Here’s another example from a fantastic book I’m reading called “Merchants of Debt” by George Anders. It’s about the rise of private equity firm, and LBO pioneer KKR. This specific quote isn’t about a KKR deal in particular but it does illustrate the power of leverage of a different form:
“In 1981, Simon’s group brought a greeting card company, Gibson Greetings, from RCA Corporation for $80 million, putting up just $1 million in equity capital and borrowing the rest of the purchase price. Within three years, Wesray sold stock in Gibson to the public at $290 times the price it had paid, producing a $290 million windfall for Simon and his fellow investors. That headline making gain, coupled with KKR’s relentless rise, turned heads on Wall Street.’’
290x. A 561.91% return in 3 years. Those are video game numbers. Those are “I win capitalism numbers.” Those are my kids' kids’ kids’ will have their college tuitions paid for numbers, all because of leverage. All because, at least at the time, you could lever up your dollar 79 times, to the point where $1 million dollars worth of equity, could effectively become $80 million.
I think leverage is important to understand because they are the tipping points in business (and competition generally) that can allow you to win. I also think that there are business models, and businesses that naturally have leverage baked in. Three categories that come to mind are businesses that deal with media, money, or technology. It’s not by accident that the 5 largest US companies’ (i.e Apple, Microsoft, Google, Amazon, and Berkshire Hathaway) all directly in this manner. These are some of the largest, most profitable companies in the world and they make money off of money, money off of media, and money of tech. Said another way - they make money off of things they create once, and re-distribute ad nauseum.

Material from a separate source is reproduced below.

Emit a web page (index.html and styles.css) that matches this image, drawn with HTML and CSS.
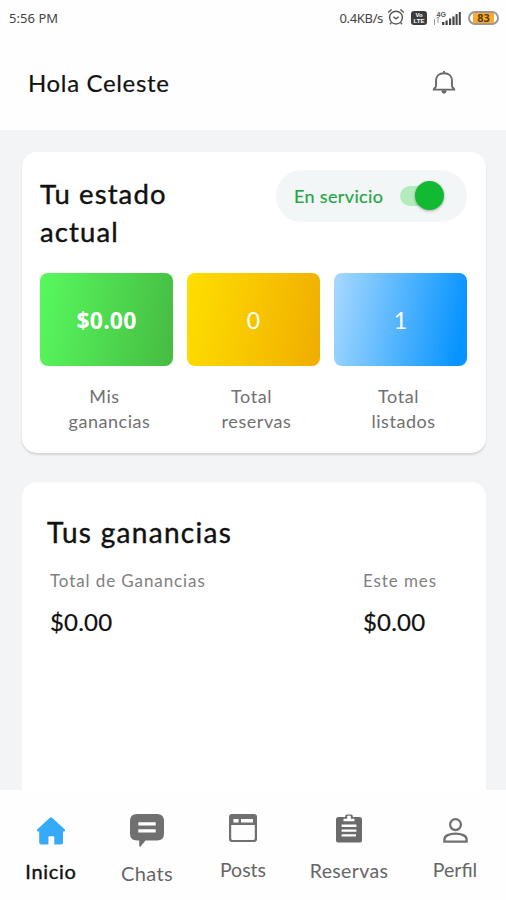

I wanted to write this quick post because A) I haven’t written in a few weeks and B) because it was one of the moments at work where you feel like you get smacked in the face a little bit, and see the world a tiny bit clearer. It was one of those moments where you have a marginally greater understanding on how business works, and how to think strategically about the game at hand. So in any event, if you’re thinking about starting a business, or a side-hustle, or even trying to pick a career - think about where there’s leverage that already exists, and where there’s leverage that you can create yourself. Think about how you can do something once and it’s used 1,000 or 10,000 or 100,000 times. Think about skills that will enable leverage. Think about how something can become repeatable, scalable infrastructure that works whether you are directing the process from your WFH setup, or on a yacht in the Aegean (Am I manifesting my summer vacation ?? lol idk, you tell me).
In any event leverage is critical in VC backed startups, and traditional businesses alike. Correct use and understanding can mean the difference between catastrophic failure or inimitable opportunity. Leverage is a tool to understand, to deploy, and to corral to your advantage. If you don’t, who knows? Maybe you miss out on your own $290 million dollar opportunity.